- Anyone can run BUT not everyone does. Running sets me apart from others--not because I'm great at it but solely because I get out and do it. I'm more a diligent worker rather than talented in most things I do in my life. Running fits this category.
- Running gives me a feeling of accomplishment. Some days I don’t get much done. Regardless of desire, planning, or exertion I often end the day with looming unfinished projects--a messy house, reports due for work, kids that haven’t been read to enough, etc.. I can withstand the discouragement of an unproductive day if I have run. At least I finished something!
- Running allows me personal success. My kids have quit asking if I won when return home from a race because they know the answer. I will NEVER win a race but I can achieve PR (personal record) goals. Even with the interfering factors of weather, injury, hydration, etc., running primarily depends on my preparation and effort. I try not to compare myself to other runners (because I won’t compete) but I can compare myself to the other 38 year-old women who are still sleeping when I get home from a training run or race.
- Running gives me confidence. When I am consistent in my training, I feel smarter, more out-going, and more confident in everything I try. I think that the small goals I attain with running trigger me to attempt achievement in other areas and help me to take failure in stride.

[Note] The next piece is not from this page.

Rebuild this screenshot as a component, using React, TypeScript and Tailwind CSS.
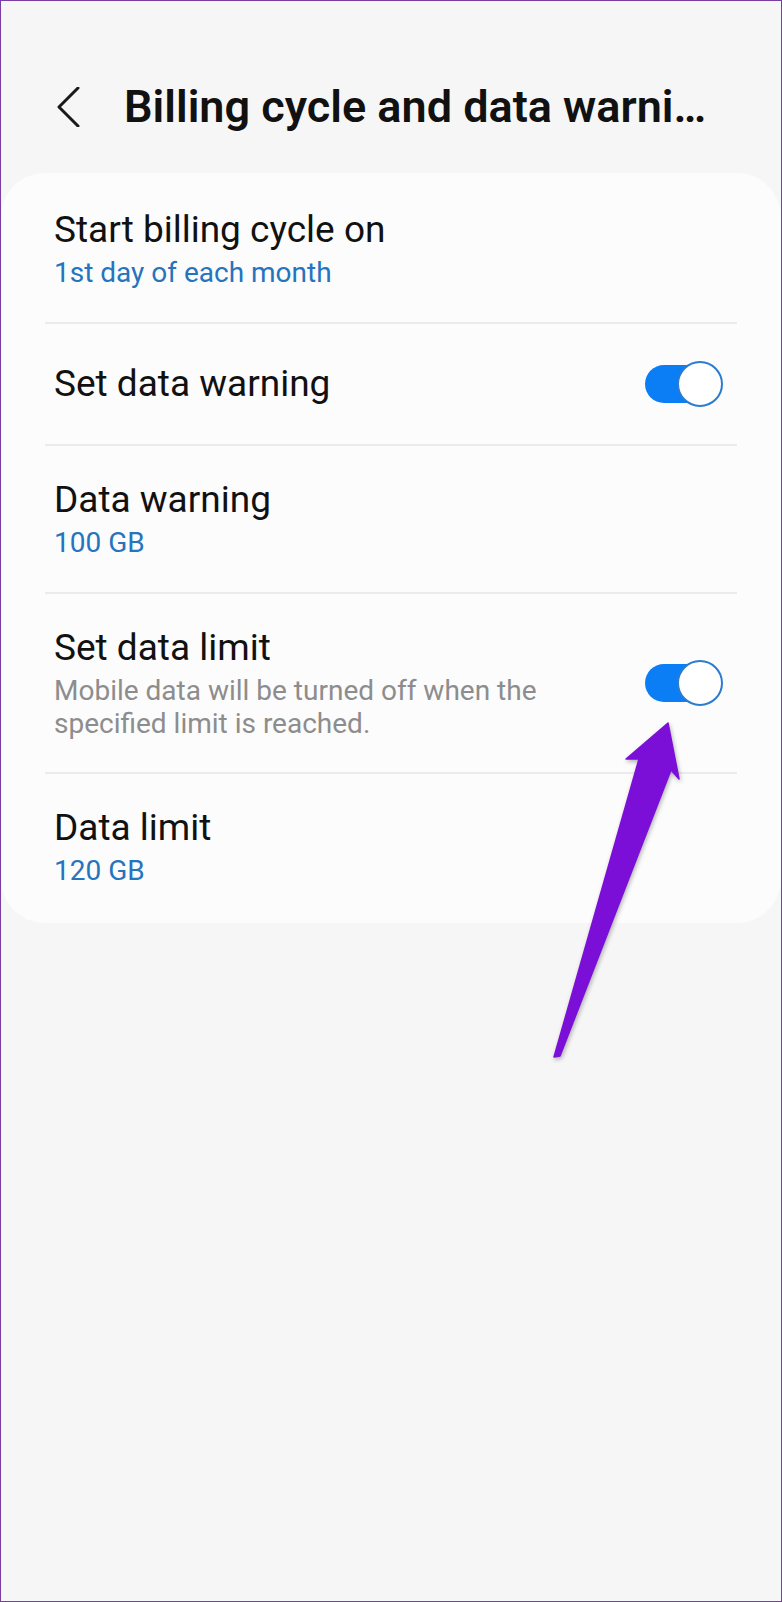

- Running disciplines me. I’ve got a spouse, three children, a part-time career, and church responsibilities. Balance can be difficult to find but I believe that the self-discipline I gain from running helps me balance the other areas of my life. If I carve out the time to run and plan my training for growth, other things tend to fall in line.
So...I haven’t quoted any scientific evidence claiming that increased endorphins from running are keeping me from spending a fortune on Prozac but these are my reasons. Be they illogical, unfounded, completely false, or plain old touchy-feely, they work for me.I am a runner.